Japan’s new Finance Minister Shunichi Suzuki warned on Thursday against any sharp yen moves. He said he was closely monitoring the foreign exchange market as the country’s currency drifted near 18-month lows against the dollar.
Since the start of 2021, the yen has dropped about 8% against the dollar. Japanese policymakers tend to caution against sharp yen rises and that could negatively affect their export-reliant economy.
Suzuki’s comments, however, suggest authorities are also worrying about a rapid weakening of the yen. In effect, this could lead to higher import costs for the country. Suzuki said stability in currencies is important for the Japanese economy and they will closely watch currency market moves.
Also helping to support the dollar against the yen is a wide interest rate differential between Japan and the United States. The finance minister chose to refrain from commenting on currency levels as he said they shouldn’t affect the market. Versus the dollar, the yen was at 111.30, still within sight of the 18-month trough of 112.08 last Thursday.

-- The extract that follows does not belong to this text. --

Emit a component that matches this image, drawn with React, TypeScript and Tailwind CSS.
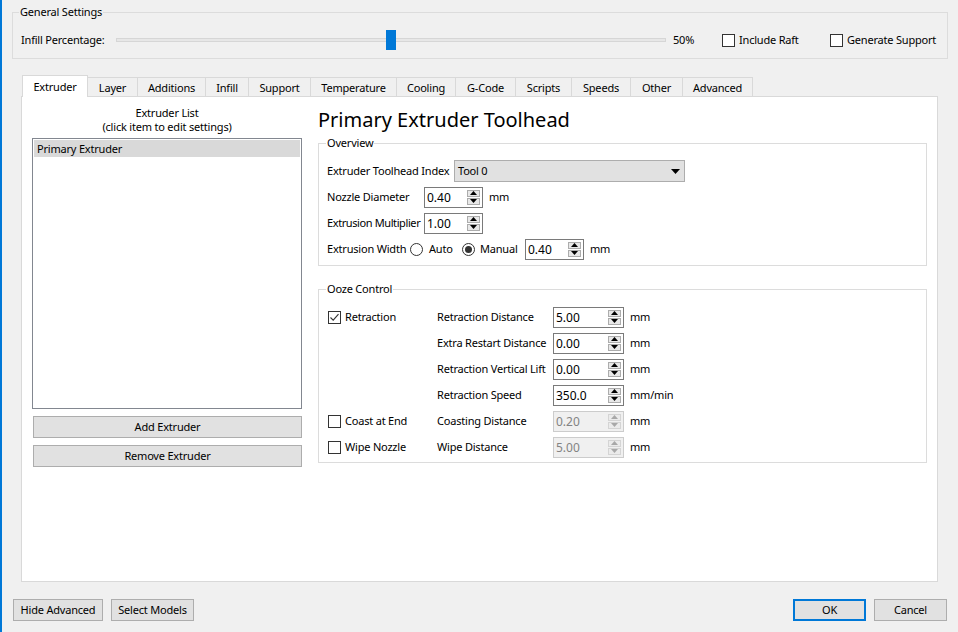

Suzuki took over from his predecessor and brother-in-law Taro Aso. He assumed post on Monday under the newly formed cabinet of Prime Minister Fumio Kishida.
A Strong Dollar Holds Back Asian Forex
Meanwhile, investors raised short bets on most Asian emerging currencies, according to a poll. Factors such as U.S. rate-hike concerns, fears on rising inflation, and signs of slowing global economic growth strengthened the dollar.
The poll also showed long positions on the Singapore dollar, Taiwan’s dollar, and the Indian rupee were reversed. Moreover, the bearish outlook on the South Korean won touched a two-year peak. The only currency with a bullish trend was the Indonesian rupiah, albeit, long bets were almost halved.
The dollar rose to a one-year high two weeks ago. The Federal Reserve’s hawkish tilt led markets to price in a rate hike sometime in 2022. Additionally, sharp gains in benchmark Treasury yields added to its appeal.
The greenback is likely to dominate the forex markets for another year. That is due to inflation concerns along with surging energy prices amid a supply crunch that is slowing global economic growth.
Outlook on the yuan, however, barely changed as the currency remained resilient, even with a debt crisis at property developer China Evergrande.
In other economic news, meanwhile, the Bank of Japan (BOJ) disclosed on Thursday its gloomiest view on regional economies in more than a year. Supply constraints disrupted factory output of cars and other products, giving a negative outlook for the country’s economic recovery.